Amount of Loan that Must be Used for Payroll Costs Reduced from 75% to 60%

Importantly, borrowers now need only spend at least 60% of the loan proceeds on eligible payroll costs.  Notably, this amendment converted the threshold to a “cliff”, meaning that none of the loan can be forgiven if a borrower fails to meet the 60% threshold.  There is already discussion that Congress may amend the cliff to allow for partial forgiveness if the 60% threshold is not met.

Extension of the Rehiring Safe Harbor from June 30, 2020 to December 31, 2020

In addition to spending a certain percentage (now 60%) on eligible payroll costs, borrowers must also maintain headcount in order to qualify for full loan forgiveness.  Prior to the latest amendment, borrowers were allowed to satisfy the headcount requirement by rehiring employees by June 30, 2020.  Congress has now extended this safe harbor, giving borrowers until December 31, 2020 to rehire employees to satisfy the headcount requirement.

Forgiveness Available If Headcount Reduction Caused by Difficulty in Rehiring

Even more helpful, the headcount requirement will not be taken into consideration in terms of loan forgiveness if the borrower can document in good faith that the borrower was unable to return to the same headcount due to compliance with public health guidance such as social distancing and workplace safety requirements.  Borrowers may also be able to avoid the need to satisfy the headcount requirement if the borrower can demonstrate an inability to hire similarly qualified employees for unfilled positions on or before December 31, 2020.

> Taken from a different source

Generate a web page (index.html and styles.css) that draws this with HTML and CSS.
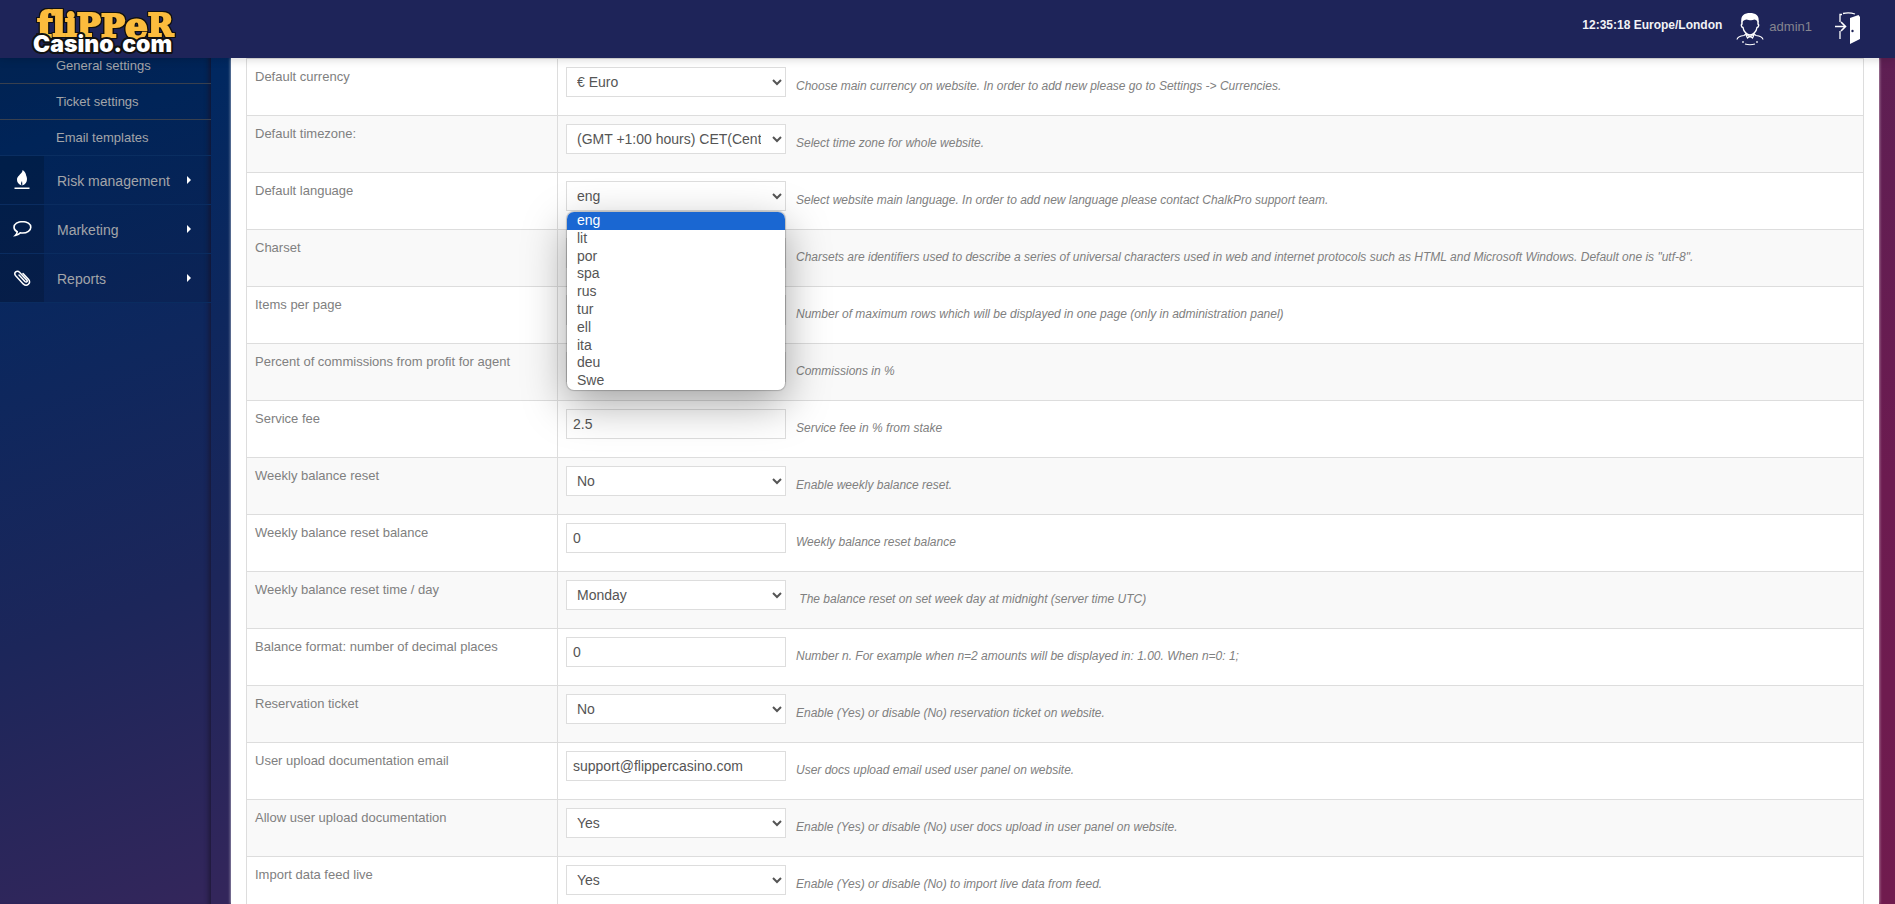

Loan Deferral and Repayment Period Extended

In the event a borrower is unable to qualify for full forgiveness, the PPP Flexibility Act now provides up to 11 months before the loan payments start.  In addition, borrowers may pay back the loan over a five year period rather than a two year period.

Deferral of Payroll Taxes Allowed Without Losing Loan Forgiveness Eligibility

Finally, the changes permit participants in the PPP to defer payroll taxes as provided for in the original CARES Act, which previously excluded any borrowers who had loans forgiven under the PPP.